When a tree is very young it is covered with limbs almost, if not entirely, to the ground, but as it grows older some or all of them will eventually die and be broken off. Subsequent growth of wood may completely conceal the stubs which, however, will remain as knots. No matter how smooth and clear a log is on the outside, it is more or less knotty near the middle. Consequently the sapwood of an old tree, and particularly of a forest-grown tree, will be freer from knots than the heartwood. Since in most uses of wood, knots are defects that weaken the timber and interfere with its ease of working and other properties, it follows that sapwood, because of its position in the tree, may have certain advantages over heartwood.

It is really remarkable that the inner heartwood of old trees remains as sound as it usually does, since in many cases it is hundreds of years, and in a few instances thousands of years, old. Every broken limb or root, or deep wound from fire, insects, or falling timber, may afford an entrance for decay, which, once started, may penetrate to all parts of the trunk. The larvæ of many insects bore into the trees and their tunnels remain indefinitely as sources of weakness. Whatever advantages, however, that sapwood may have in this connection are due solely to its relative age and position.

If a tree grows all its life in the open and the conditions of soil and site remain unchanged, it will make its most rapid growth in youth, and gradually decline. The annual rings of growth are for many years quite wide, but later they become narrower and narrower. Since each succeeding ring is laid down on the outside of the wood previously formed, it follows that unless a tree materially increases its production of wood from year to year, the rings must necessarily become thinner. As a tree reaches maturity its crown becomes more open and the annual wood production is lessened, thereby reducing still more the width of the growth rings. In the case of forest-grown trees so much depends upon the competition of the trees in their struggle for light and nourishment that periods of rapid and slow growth may alternate. Some trees, such as southern oaks, maintain the same width of ring for hundreds of years. Upon the whole, however, as a tree gets larger in diameter the width of the growth rings decreases.

It is evident that there may be decided differences in the grain of heartwood and sapwood cut from a large tree, particularly one that is overmature. The relationship between width of growth rings and the mechanical properties of wood is discussed under Rate of Growth. In this connection, however, it may be stated that as a general rule the wood laid on late in the life of a tree is softer, lighter, weaker, and more even-textured than that produced earlier. It follows that in a large log the sapwood, because of the time in the life of the tree when it was grown, may be inferior in hardness, strength, and toughness to equally sound heartwood from the same log.

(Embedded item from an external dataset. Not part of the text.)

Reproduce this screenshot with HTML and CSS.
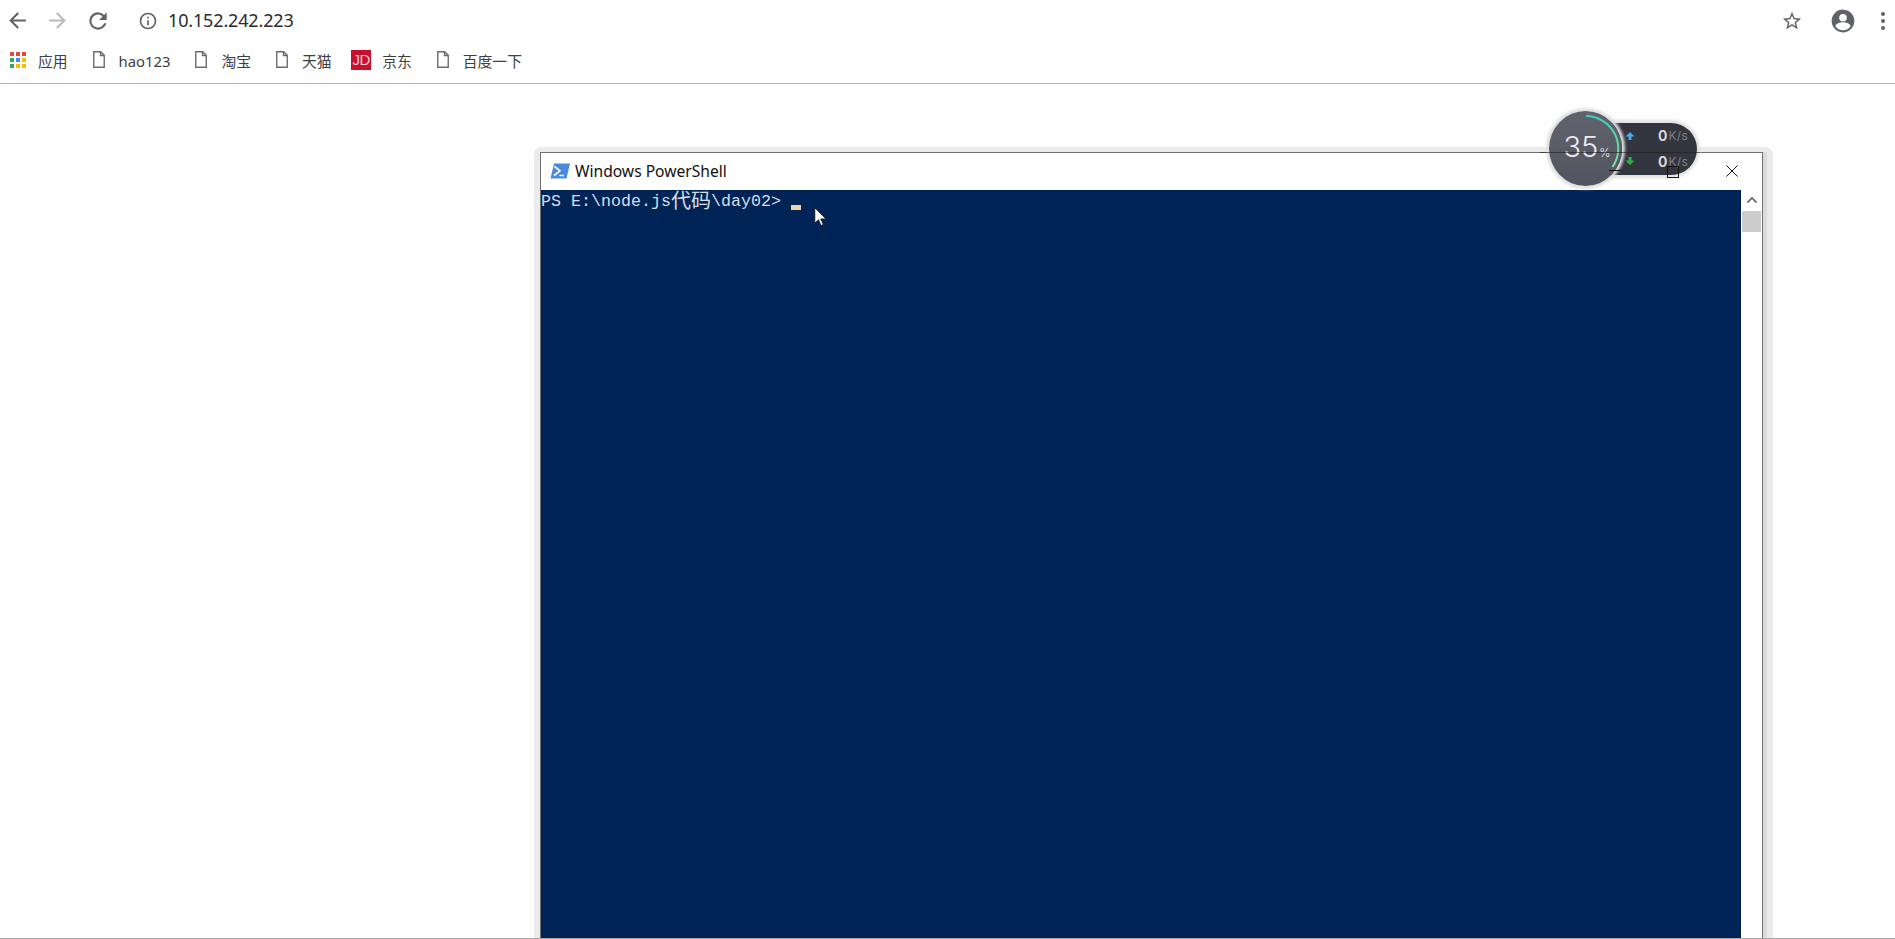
FILE: index.html
```html
<!DOCTYPE html>
<html lang="zh">
<head>
<meta charset="utf-8">
<title>Windows PowerShell</title>
<link rel="stylesheet" href="styles.css">
</head>
<body>
<div class="chrome">
  <div class="toolbar">
    <div class="nav">
      <svg class="ic back" viewBox="0 0 24 24"><path d="M20 11H7.830l5.590-5.590L12 4l-8 8 8 8 1.410-1.410L7.830 13H20z"/></svg>
      <svg class="ic fwd" viewBox="0 0 24 24"><path d="M12 4l-1.410 1.410L16.170 11H4v2h12.170l-5.580 5.590L12 20l8-8z"/></svg>
      <svg class="ic reload" viewBox="0 0 24 24"><path d="M17.650 6.350A7.960 7.960 0 0 0 12 4a8 8 0 1 0 7.730 10h-2.080A6 6 0 1 1 12 6c1.660 0 3.140.69 4.220 1.780L13 11h7V4z"/></svg>
      <svg class="ic info" viewBox="0 0 24 24"><path d="M11 7h2v2h-2zm0 4h2v6h-2zm1-9a10 10 0 1 0 0 20 10 10 0 0 0 0-20zm0 18a8 8 0 1 1 0-16 8 8 0 0 1 0 16z"/></svg>
      <span class="url">10.152.242.223</span>
    </div>
    <div class="actions">
      <svg class="ic star" viewBox="0 0 24 24"><path d="M22 9.240l-7.190-.62L12 2 9.190 8.630 2 9.240l5.460 4.730L5.820 21 12 17.270 18.180 21l-1.630-7.030L22 9.240zM12 15.400l-3.760 2.270 1-4.280-3.320-2.880 4.380-.38L12 6.100l1.710 4.040 4.380.38-3.320 2.880 1 4.280L12 15.400z"/></svg>
      <svg class="ic avatar" viewBox="0 0 24 24"><path d="M12 1.500a10.500 10.500 0 1 0 0 21 10.500 10.500 0 0 0 0-21zm0 4a3.500 3.500 0 1 1 0 7 3.500 3.500 0 0 1 0-7zm0 15a8.400 8.400 0 0 1-7-3.700c.04-2.300 4.670-3.600 7-3.600s6.960 1.300 7 3.600a8.400 8.400 0 0 1-7 3.700z"/></svg>
      <svg class="ic dots" viewBox="0 0 24 24"><circle cx="12" cy="5" r="2"/><circle cx="12" cy="12" r="2"/><circle cx="12" cy="19" r="2"/></svg>
    </div>
  </div>
  <div class="bookmarks">
    <div class="bm apps">
      <svg class="apps-ic" viewBox="0 0 16 16">
        <rect class="r" x="0" y="0" width="4" height="4"/><rect class="r" x="6" y="0" width="4" height="4"/><rect class="r" x="12" y="0" width="4" height="4"/>
        <rect class="g" x="0" y="6" width="4" height="4"/><rect class="b" x="6" y="6" width="4" height="4"/><rect class="y" x="12" y="6" width="4" height="4"/>
        <rect class="g" x="0" y="12" width="4" height="4"/><rect class="y" x="6" y="12" width="4" height="4"/><rect class="y" x="12" y="12" width="4" height="4"/>
      </svg>
      <span class="label">应用</span>
    </div>
    <div class="bm"><svg class="page" viewBox="0 0 12 17"><path d="M.75.75h7l3.500 3.500v12h-10.500z M7.500.75v3.750h3.750"/></svg><span class="label">hao123</span></div>
    <div class="bm"><svg class="page" viewBox="0 0 12 17"><path d="M.75.75h7l3.500 3.500v12h-10.500z M7.500.75v3.750h3.750"/></svg><span class="label">淘宝</span></div>
    <div class="bm tm"><svg class="page" viewBox="0 0 12 17"><path d="M.75.75h7l3.500 3.500v12h-10.500z M7.500.75v3.750h3.750"/></svg><span class="label">天猫</span></div>
    <div class="bm"><span class="jd">JD</span><span class="label">京东</span></div>
    <div class="bm"><svg class="page" viewBox="0 0 12 17"><path d="M.75.75h7l3.500 3.500v12h-10.500z M7.500.75v3.750h3.750"/></svg><span class="label">百度一下</span></div>
  </div>
</div>

<div class="window">
  <div class="titlebar">
    <svg class="ps-ic" viewBox="0 0 20 16"><path class="ps-bg" d="M4 .5h16l-3.500 15H.5z"/><path class="ps-fg" d="M4.500 3.500l5.500 4.300L4 12.500M9.500 12.500h4.500"/></svg>
    <span class="title">Windows PowerShell</span>
    <svg class="close" viewBox="0 0 12 12"><path d="M.5.5l11 11M11.500.5l-11 11"/></svg>
  </div>
  <div class="body">
    <div class="term">PS E:\node.js<span class="cjk">代</span><span class="cjk">码</span>\day02&gt;<span class="caret"></span></div>
    <div class="scrollbar">
      <svg class="up" viewBox="0 0 10 6"><path d="M.5 5.500L5 1l4.500 4.500"/></svg>
      <div class="thumb"></div>
    </div>
  </div>
</div>

<svg class="pointer" viewBox="0 0 12 19"><path d="M.8.8v15.400l3.700-3.500 2.500 5.800 2.300-1-2.500-5.600h5.200z"/></svg>

<div class="widget">
  <div class="speeds">
    <div class="speed"><svg class="arrow up-a" viewBox="0 0 10 10"><path d="M5 1l4.500 4.500H6.500V9h-3V5.500H.5z"/></svg><b>0</b><span>K/s</span></div>
    <div class="speed"><svg class="arrow down-a" viewBox="0 0 10 10"><path d="M5 9L.5 4.500h3V1h3v3.500h3z"/></svg><b>0</b><span>K/s</span></div>
  </div>
  <div class="gauge">
    <svg class="ring" viewBox="0 0 73 75">
      <defs><linearGradient id="ringGrad" x1="0" y1="0" x2="0" y2="1"><stop offset="0" stop-color="#3ecdb6"/><stop offset="1" stop-color="#7fe39b"/></linearGradient></defs>
      <path stroke="url(#ringGrad)" d="M37 5A32.500 32.500 0 0 1 63.500 56"/>
    </svg>
    <span class="pct">35</span><span class="unit">%</span>
  </div>
</div>

<div class="caption">
  <div class="edge"></div>
  <div class="min"></div>
  <div class="max"></div>
</div>
</body>
</html>
```
FILE: styles.css
```css
* { box-sizing: border-box; }
html { margin: 0; height: 100%; overflow: hidden; }
body {
  margin: 0;
  position: relative;
  height: 939px;
  overflow: hidden;
  background: #fefefe;
  font-family: "Noto Sans", "Noto Sans CJK SC", sans-serif;
  color: #3c4043;
  border-bottom: 1px solid #a8a8a8;
}
.chrome { height: 84px; background: #fff; border-bottom: 1px solid #b4b4b4; }
.toolbar { height: 41px; display: flex; justify-content: space-between; align-items: center; padding: 0 0 0 5px; }
.nav { display: flex; align-items: center; }
.ic { fill: #5f6368; display: block; }
.back { width: 25px; height: 25px; }
.fwd { width: 25px; height: 25px; margin-left: 15px; fill: #b8babc; }
.reload { width: 26px; height: 26px; margin-left: 15px; }
.info { width: 20px; height: 20px; margin-left: 27px; }
.url { margin: 0 0 2px 10px; font-size: 18px; color: #2a2b2e; letter-spacing: -0.150px; }
.actions { display: flex; align-items: center; }
.star { margin-right: 27px; width: 22px; height: 22px; }
.avatar { margin-right: 15px; width: 26px; height: 26px; }
.dots { width: 24px; height: 24px; }
.bookmarks { height: 42px; display: flex; align-items: center; gap: 25px; padding: 0 0 5px 10px; font-size: 14.800px; }
.bm { display: flex; align-items: center; }
.label { padding-top: 2px; }
.apps-ic { width: 16px; height: 16px; margin-right: 12px; display: block; }
.page { fill: none; stroke: #6a6d71; stroke-width: 1.400; width: 12px; height: 17px; margin-right: 14px; display: block; }
.tm { margin-right: -5.500px; }
.r { fill: #e8453c; }
.g { fill: #34a853; }
.b { fill: #4285f4; }
.y { fill: #fbbc05; }
.jd { width: 20px; height: 20px; margin: 1px 11px 0 0; background: #c8102e; color: #f3c9cf; font: 400 15px/20px "Liberation Sans", sans-serif; text-align: center; letter-spacing: -0.500px; }

.window {
  position: absolute;
  left: 540px;
  top: 152px;
  width: 1223px;
  height: 800px;
  background: #fff;
  border: 1px solid #707070;
  box-shadow: 4px 0 0 #dcdcdc;
}
.window::before {
  content: "";
  position: absolute;
  left: -7px;
  right: -11px;
  top: -6px;
  bottom: -1px;
  background: #ebebeb;
  border-radius: 8px 8px 0 0;
  z-index: -1;
}
.titlebar { height: 37px; display: flex; align-items: center; padding: 0 0 2px 9px; position: relative; }
.ps-ic { width: 20px; height: 16px; margin-right: 5px; }
.ps-bg { fill: #4a8ade; }
.ps-fg { fill: none; stroke: #fff; stroke-width: 1.600; }
.title { font-size: 15.600px; color: #111; }
.close { position: absolute; right: 24px; top: 12px; width: 12px; height: 12px; fill: none; stroke: #111; stroke-width: 1; }
.body { display: flex; height: 762px; }
.term {
  width: 1200px;
  background: #012456;
  color: #d5dde8;
  font: 16.670px/20px "Liberation Mono", monospace;
  padding-top: 2px;
  white-space: pre;
  position: relative;
}
.cjk { display: inline-block; width: 20px; font: 400 20px/16px "Noto Sans CJK SC", sans-serif; vertical-align: top; }
.caret { position: absolute; left: 250px; top: 15px; width: 10px; height: 5px; background: #f3d3a4; }
.scrollbar { width: 21px; display: flex; flex-direction: column; align-items: center; padding-top: 7px; }
.up { width: 10px; height: 6px; fill: none; stroke: #606060; stroke-width: 1.600; }
.thumb { width: 19px; height: 21px; background: #cdcdcd; margin-top: 8px; }

.pointer { position: absolute; left: 814px; top: 207px; width: 12px; height: 19px; fill: #fff; stroke: #111; stroke-width: 0.800; }

.widget { position: absolute; left: 1549px; top: 111px; width: 148px; height: 75px; }
.speeds {
  position: absolute; left: 37px; top: 12px; width: 111px; height: 52px;
  background: #33353f; border-radius: 26px; box-shadow: 0 0 3px 3px #e2e2e2;
  padding: 0 0 1px 39px;
  display: flex; flex-direction: column; justify-content: center;
}
.speed { display: flex; align-items: center; height: 26.500px; font-family: "Inter", sans-serif; }
.arrow { width: 10px; height: 10px; margin-right: 23px; flex: none; }
.up-a { fill: #4aa8e8; }
.down-a { fill: #2fae4a; }
.speed b { color: #d4d5d9; font-size: 14px; font-weight: 700; }
.speed span { color: #7f8189; font-size: 12px; margin-left: 1px; letter-spacing: 0.300px; }
.gauge {
  position: absolute; left: 0; top: 0; width: 73px; height: 75px;
  background: linear-gradient(#60626d, #525460);
  border-radius: 50%; box-shadow: 0 0 3px 3px #e0e0e0;
  display: flex; align-items: baseline; justify-content: center; padding: 19px 0 0 3px;
  font-family: "Inter", sans-serif; color: #ececee;
}
.ring { position: absolute; left: 0; top: 0; width: 73px; height: 75px; fill: none; stroke-width: 2; }
.pct { font-size: 29px; font-weight: 300; line-height: 34px; }
.unit { font-size: 12px; font-weight: 300; margin-left: 1px; }

.caption { position: absolute; left: 1540px; top: 152px; width: 160px; height: 30px; }
.edge { height: 1px; background: rgba(30, 30, 30, 0.6); }
.min { position: absolute; left: 69px; top: 18px; width: 12px; height: 1px; background: #111; }
.max { position: absolute; left: 127px; top: 14px; width: 12px; height: 12px; border: 1px solid #111; }
```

After exhaustive tests on a number of different woods the U.S. Forest Service concludes as follows: "Sapwood, except that from old, overmature trees, is as strong as heartwood, other things being equal, and so far as the mechanical properties go should not be regarded as a defect."22 Careful inspection of the individual tests made in the investigation fails to reveal any relation between the proportion of sapwood and the breaking strength of timber.

[Footnote 22: Bul. 108: Tests of structural timber, p. 35.]

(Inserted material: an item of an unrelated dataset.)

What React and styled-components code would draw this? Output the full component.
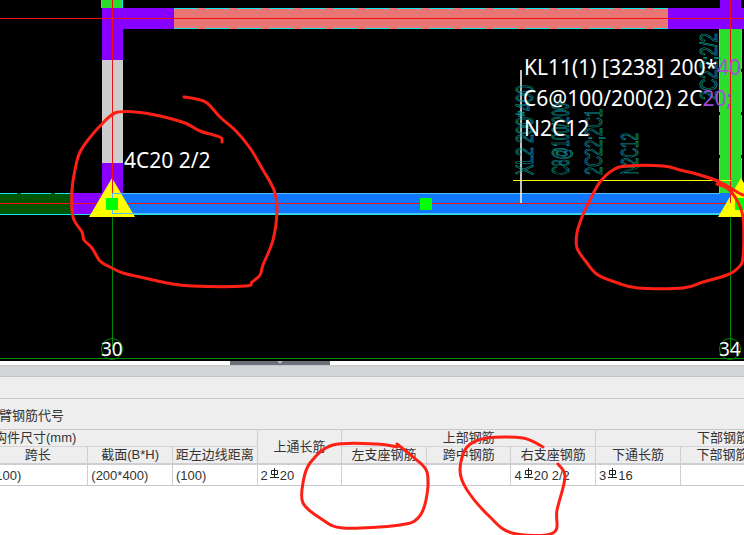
import React from "react";
import styled, { createGlobalStyle } from "styled-components";

const Global = createGlobalStyle`
  html, body { margin: 0; padding: 0; background: #fff; overflow: hidden; }
  #root { width: 744px; height: 535px; overflow: hidden; }
`;

const Page = styled.div`
  position: relative;
  width: 744px;
  height: 535px;
  overflow: hidden;
  background: #fff;
  font-family: "Liberation Sans", "Noto Sans CJK SC", sans-serif;
  color: #333;
`;
const Canvas = styled.svg`
  display: block;
  width: 744px;
  height: 361px;
  background: #000;
`;
const CadLabel = styled.text`
  font-family: "Noto Sans", "Open Sans", sans-serif;
  font-size: ${(p) => p.$size || 21}px;
  fill: #fff;
`;
const CadNote = styled.text`
  font-family: "Liberation Sans", sans-serif;
  font-size: 24px;
  fill: none;
  stroke: #0b9c9c;
  stroke-width: 0.8;
`;
const Splitter = styled.div`
  height: 4px;
  display: flex;
  justify-content: center;
  padding-right: 4px;
`;
const SplitHandle = styled.div`
  width: 100px;
  height: 4px;
  margin-right: 180px;
  background: #6c7179;
  display: flex;
  justify-content: center;
  &::after {
    content: "";
    width: 0;
    height: 0;
    border-left: 3px solid transparent;
    border-right: 3px solid transparent;
    border-top: 3px solid #b4b6ba;
  }
`;
const ToolStrip = styled.div`
  height: 10px;
  background: #d4d5d9;
  border-top: 1px solid #c8c8cc;
  border-bottom: 1px solid #c4c4c8;
`;
const ActionBar = styled.div`
  height: 21px;
  background: #eeeeee;
  border-bottom: 1px solid #c8c8cc;
`;
const CodeBar = styled.div`
  height: 30px;
  background: #eeeeee;
  box-sizing: content-box;
  margin-left: -14px;
  padding-left: 0;
  display: flex;
  align-items: center;
  font-size: 13px;
`;
const Grid = styled.table`
  border-collapse: separate;
  border-spacing: 0;
  table-layout: fixed;
  width: 862px;
  margin-left: -12px;
  font-size: 13px;
`;
const HeadCell = styled.th`
  height: ${(p) => p.$h || 16}px;
  padding: 0;
  font-weight: 400;
  background: #eeeeee;
  color: #333;
  text-align: ${(p) => p.$align || "center"};
  padding-left: ${(p) => p.$pad || 0}px;
  border-top: ${(p) => (p.$top ? "1px solid #c8c8cc" : "none")};
  border-bottom: ${(p) => (p.$under ? "1px solid #d4d4d8" : "none")};
  border-right: ${(p) => (p.$right ? "1px solid #cfcfd3" : "none")};
  line-height: 14px;
  white-space: nowrap;
  overflow: hidden;
`;
const DataCell = styled.td`
  height: 20px;
  padding: 0 0 0 3px;
  background: #fff;
  border-top: 2px solid #cfcfd3;
  border-bottom: 1px solid #c8c8cc;
  border-right: 1px solid #cfcfd3;
  font-size: 13px;
  white-space: nowrap;
  color: #333;
`;
const RebarGlyph = styled.svg`
  width: 9px;
  height: 11px;
  margin: 0 1px 0 2px;
  vertical-align: 1px;
`;

const Rebar = () => (
  <RebarGlyph viewBox="0 0 9 11" fill="none" stroke="#222" strokeWidth="1">
    <path d="M4.5 0v10M1.5 2.5h6v4h-6zM0 9.5h9" />
  </RebarGlyph>
);

const toPath = (pts) => {
  let d = `M${pts[0][0]} ${pts[0][1]}`;
  for (let i = 0; i < pts.length - 1; i++) {
    const a = pts[i - 1] || pts[i];
    const b = pts[i];
    const c = pts[i + 1];
    const e = pts[i + 2] || c;
    d += `C${b[0] + (c[0] - a[0]) / 6} ${b[1] + (c[1] - a[1]) / 6} ${c[0] - (e[0] - b[0]) / 6} ${c[1] - (e[1] - b[1]) / 6} ${c[0]} ${c[1]}`;
  }
  return d;
};

const strokes = [
  [[184,97],[196,99],[207,103],[220,117],[236,131],[250,148],[263,170],[274,190],[277,210],[273,240],[263,265],[260,275],[252,282],[245,286],[192,286],[167,283],[140,277],[123,273],[110,267],[100,261],[92,248],[84,240],[82,232],[73,217],[72,190],[76,165],[80,152],[88,140],[100,126],[115,113],[135,112],[160,116],[185,123],[200,131],[220,137],[222,142]],
  [[743,195],[737,192],[720,182],[700,175],[680,170],[663,166],[627,166],[613,170],[600,182],[590,200],[582,217],[577,233],[577,248],[587,263],[598,275],[618,283],[638,288],[683,288],[703,282],[727,275],[738,268],[743,257],[743,217],[735,197],[727,188],[717,184]],
  [[397,447],[377,444],[333,445],[310,463],[303,483],[303,503],[320,518],[343,528],[400,525],[418,518],[426,500],[427,472],[413,457],[397,444]],
  [[543,447],[523,438],[487,438],[467,447],[460,470],[467,490],[490,517],[512,533],[553,533],[557,510],[565,477],[558,464]],
];

const Scribbles = styled.svg`
  position: absolute;
  left: 0;
  top: 0;
  width: 744px;
  height: 535px;
  pointer-events: none;
`;

const Drawing = () => (
  <Canvas viewBox="0 0 744 361">
    {/* columns */}
    <rect x="102" y="0" width="21" height="8" fill="#2ddd2d" />
    <path d="M101.5 0v8M122.5 0v8" stroke="#19e6e6" />
    <rect x="102" y="8" width="21" height="52" fill="#8800ff" />
    <rect x="102" y="60" width="21" height="103" fill="#cdcdcd" />
    <rect x="102" y="163" width="21" height="30" fill="#8800ff" />
    <rect x="123" y="8" width="51" height="21" fill="#8800ff" />
    {/* top beam */}
    <rect x="174" y="8" width="494" height="21" fill="#e97575" />
    <path d="M174 8.5h494M174 28.5h494" stroke="#19e6e6" strokeDasharray="24 8" />
    <rect x="668" y="8" width="76" height="21" fill="#8800ff" />
    <rect x="720" y="0" width="21" height="8" fill="#8800ff" />
    <rect x="720" y="29" width="21" height="166" fill="#2ddd2d" />
    <path d="M719.5 29v166M741.5 29v166" stroke="#19e6e6" strokeDasharray="40 3" />
    {/* lower beam */}
    <rect x="0" y="193" width="72" height="21" fill="#005500" />
    <path d="M0 193.5h72" stroke="#19e6e6" strokeDasharray="17 4 30 4" />
    <rect x="72" y="193" width="40" height="21" fill="#8800ff" />
    <path d="M0 214.5h744" stroke="#19e6e6" />
    <rect x="112" y="193" width="608" height="21" fill="#1177ff" />
    <path d="M112 193.5h608" stroke="#55bbff" />
    <path d="M112 213.5h608M112 193v21" stroke="#55bbff" />
    <rect x="720" y="193" width="24" height="21" fill="#1177ff" />
    {/* axes */}
    <path d="M0 18.5h744M0 203.5h744" stroke="#ee1111" />
    <path d="M112.5 0v203M730.5 0v203" stroke="#ee1111" />
    <path d="M112.5 214V350M730.5 214V350" stroke="#008800" />
    <path d="M0 358.5h744" stroke="#008800" />
    {/* supports */}
    <polygon points="112,178 89,217 135,217" fill="#ffff00" />
    <polygon points="741,178 718,217 764,217" fill="#ffff00" />
    <path d="M112.5 178v25" stroke="#ee1111" />
    <path d="M730.5 195v8" stroke="#ee1111" />
    <path d="M112 193.5h23M112 213.5h23M112.5 194v20" stroke="#55bbff" />
    <rect x="106" y="198" width="12" height="12" fill="#00ff00" />
    <rect x="420" y="198" width="12" height="12" fill="#00ff00" />
    <rect x="735" y="198" width="12" height="12" fill="#00ff00" />
    {/* leader */}
    <path d="M513 180.5h218" stroke="#ffff00" />
    <path d="M521 70v133" stroke="#fff" strokeWidth="1.5" />
    {/* teal notes */}
    <CadNote transform="translate(533 175) rotate(-90)" textLength="90" lengthAdjust="spacingAndGlyphs">XL2 200*400</CadNote>
    <CadNote transform="translate(569 175) rotate(-90)" textLength="72" lengthAdjust="spacingAndGlyphs">C8@100/200</CadNote>
    <CadNote transform="translate(602 175) rotate(-90)" textLength="66" lengthAdjust="spacingAndGlyphs">2C22;2C1</CadNote>
    <CadNote transform="translate(638 175) rotate(-90)" textLength="42" lengthAdjust="spacingAndGlyphs">N2C12</CadNote>
    <CadNote transform="translate(717 100) rotate(-90)" textLength="67" lengthAdjust="spacingAndGlyphs">2C22;2/2</CadNote>
    {/* labels */}
    <CadLabel x="524" y="75">KL11(1) [3238] 200*<tspan fill="#a24fd6">40</tspan></CadLabel>
    <CadLabel x="523" y="106">C6@100/200(2) 2C<tspan fill="#a24fd6">20;</tspan></CadLabel>
    <CadLabel x="524" y="136">N2C12</CadLabel>
    <CadLabel x="124" y="168">4C20 2/2</CadLabel>
    {/* axis bubbles */}
    <circle cx="112" cy="349" r="10.5" fill="none" stroke="#008800" />
    <circle cx="730" cy="349" r="10.5" fill="none" stroke="#008800" />
    <CadLabel x="101" y="356" $size={19}>30</CadLabel>
    <CadLabel x="719" y="356" $size={19}>34</CadLabel>
  </Canvas>
);

export default function App() {
  return (
    <Page>
      <Global />
      <Drawing />
      <Splitter>
        <SplitHandle />
      </Splitter>
      <ToolStrip />
      <ActionBar />
      <CodeBar>悬臂钢筋代号</CodeBar>
      <Grid>
        <colgroup>
          <col style={{ width: 96 }} />
          {Array.from({ length: 9 }, (_, i) => (
            <col key={i} style={{ width: 81 }} />
          ))}
        </colgroup>
        <thead>
          <tr>
            <HeadCell colSpan={3} $top $under $right $align="left" $pad={6}>构件尺寸(mm)</HeadCell>
            <HeadCell rowSpan={2} $top $right>上通长筋</HeadCell>
            <HeadCell colSpan={3} $top $under $right>上部钢筋</HeadCell>
            <HeadCell colSpan={3} $top $under>下部钢筋</HeadCell>
          </tr>
          <tr>
            <HeadCell $right>跨长</HeadCell>
            <HeadCell $right>截面(B*H)</HeadCell>
            <HeadCell $right>距左边线距离</HeadCell>
            <HeadCell $right>左支座钢筋</HeadCell>
            <HeadCell $right>跨中钢筋</HeadCell>
            <HeadCell $right>右支座钢筋</HeadCell>
            <HeadCell $right>下通长筋</HeadCell>
            <HeadCell $right>下部钢筋</HeadCell>
            <HeadCell />
          </tr>
        </thead>
        <tbody>
          <tr>
            <DataCell>(100)</DataCell>
            <DataCell>(200*400)</DataCell>
            <DataCell>(100)</DataCell>
            <DataCell>2<Rebar />20</DataCell>
            <DataCell />
            <DataCell />
            <DataCell>4<Rebar />20 2/2</DataCell>
            <DataCell>3<Rebar />16</DataCell>
            <DataCell />
            <DataCell />
          </tr>
        </tbody>
      </Grid>
      <Scribbles viewBox="0 0 744 535">
        {strokes.map((s, i) => (
          <path key={i} d={toPath(s)} fill="none" stroke="#ff2015" strokeWidth="3" strokeLinecap="round" strokeLinejoin="round" />
        ))}
      </Scribbles>
    </Page>
  );
}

In the study of the hickories the conclusion was: "There is an unfounded prejudice against the heartwood. Specifications place white hickory, or sapwood, in a higher grade than red hickory, or heartwood, though there is no inherent difference in strength. In fact, in the case of large and old hickory trees, the sapwood nearest the bark is comparatively weak, and the best wood is in the heart, though in young trees of thrifty growth the best wood is in the sap."23 The results of tests from selected pieces lying side by side in the same tree, and also the average values for heartwood and sapwood in shipments of the commercial hickories without selection, show conclusively that "the transformation of sapwood into heartwood does not affect either the strength or toughness of the wood.... It is true, however, that sapwood is usually more free from latent defects than heartwood."24

[Footnote 23: Bul. 80: The commercial hickories, p. 50.]

[Footnote 24: Loc. cit.]

Specifications for paving blocks often require that longleaf pine be 90 per cent heart. This is on the belief that sapwood is not only more subject to decay, but is also weaker than heartwood. In reality there is no sound basis for discrimination against sapwood on account of strength, provided other conditions are equal. It is true that sapwood will not resist decay as long as heartwood, if both are untreated with preservatives. It is especially so of woods with deep-colored heartwood, and is due to infiltrations of tannins, oils, and resins, which make the wood more or less obnoxious to decay-producing fungi. If, however, the timbers are to be treated, sapwood is not a defect; in fact, because of the relative ease with which it can be impregnated with preservatives it may be made more desirable than heartwood.25

[Footnote 25: Although the factor of heart or sapwood does not influence the mechanical properties of the wood and there is usually no difference in structure observable under the microscope, nevertheless sapwood is generally decidedly different from heartwood in its physical properties. It dries better and more easily than heartwood, usually with less shrinkage and little checking or honeycombing. This is especially the case with the more refractory woods, such as white oaks and Eucalyptus globulus and viminalis. It is usually much more permeable to air, even in green wood, notably so in loblolly pine and even in white oak. As already stated, it is much more subject to decay. The sapwood of white oak may be impregnated with creosote with comparative ease, while the heartwood is practically impenetrable. These facts indicate a difference in its chemical nature. - H.D. Tiemann.]

In specifications for structural timbers reference is sometimes made to "boxheart," meaning the inclusion of the pith or centre of the tree within a cross section of the timber. From numerous experiments it appears that the position of the pith does not bear any relation to the strength of the material. Since most season checks, however, are radial, the position of the pith may influence the resistance of a seasoned beam to horizontal shear, being greatest when the pith is located in the middle half of the section.26

[Footnote 26: Bul. 108, U.S. Forest Service, p. 36.]